The respondent had sought an order that the interest in the account be dealt with by being retained by the respondent and set off against amounts owed by the appellants to the respondent for costs. As the costs order proposed by the Court are not all in favour of the respondent, it is not appropriate to provide for the retention sought by the respondent.
Orders
The orders which should be made are:
1.The appellants must pay the respondent interest pursuant to s 58 of the Civil Proceedings Act 2011 (Qld) of $3,727.34 calculated on the damages assessed as at 26 August 2024 of $104,678 from 26 August 2024 to 28 January 2025.
2.The appellants must pay two-thirds of the respondent’s costs of the District Court proceeding to be assessed on the District Court scale on the standard basis.
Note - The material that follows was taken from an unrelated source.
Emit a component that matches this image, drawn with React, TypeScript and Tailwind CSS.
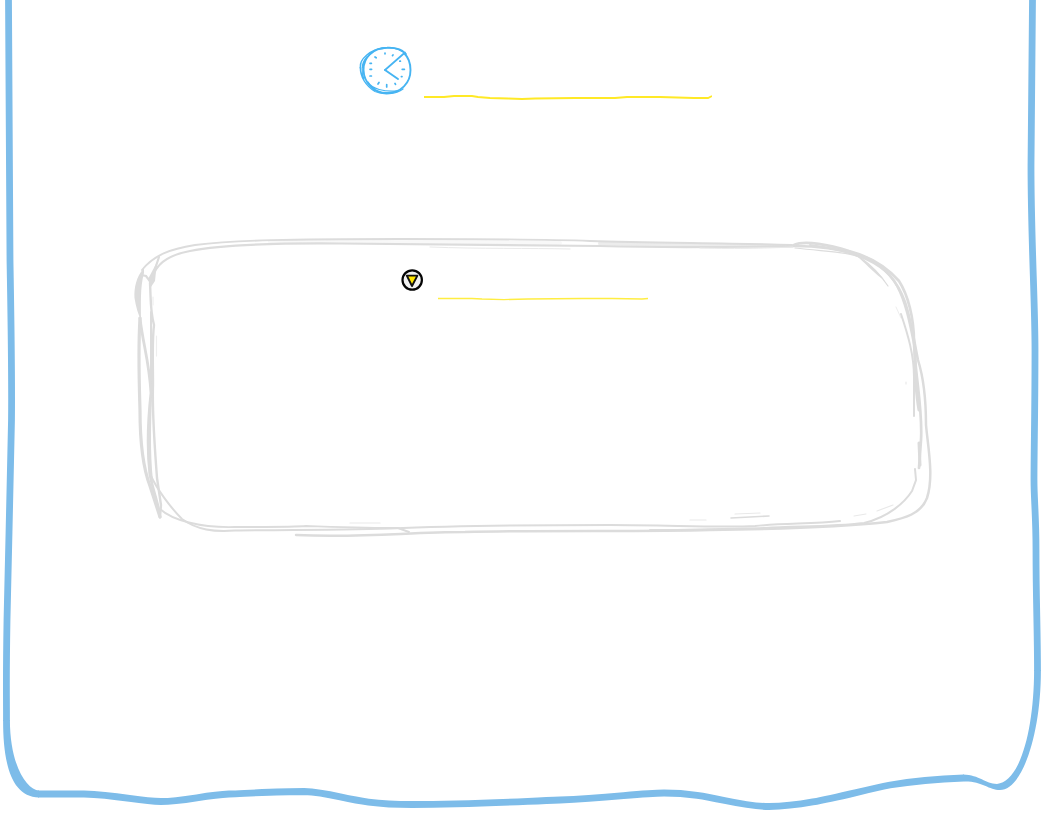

3.The respondent must pay the appellants’ costs of the appeal to and including 12 February 2025 and thereafter each party must bear its own costs of the appeal.
4.The sum of $233,124.13 and accretions held by the respondent pursuant to the order made on 9 January 2025 in the District Court proceeding (the 9 January order) must be distributed as follows:
a.$108,405.34 to the respondent;
b.$124,718.79 to the appellants;
c.the accretions on the sum of $233,124.13 in the proportions to which the respondent and the appellants are respectively entitled to that sum as set out in sub-paragraphs (a) and (b).
5.Upon the payments made by the respondent in accordance with the preceding paragraph of this order, the respondent and Mr Jason Martin Dunn and Ms Nicole Yula Dunn are released from the undertakings recorded in the 9 January order.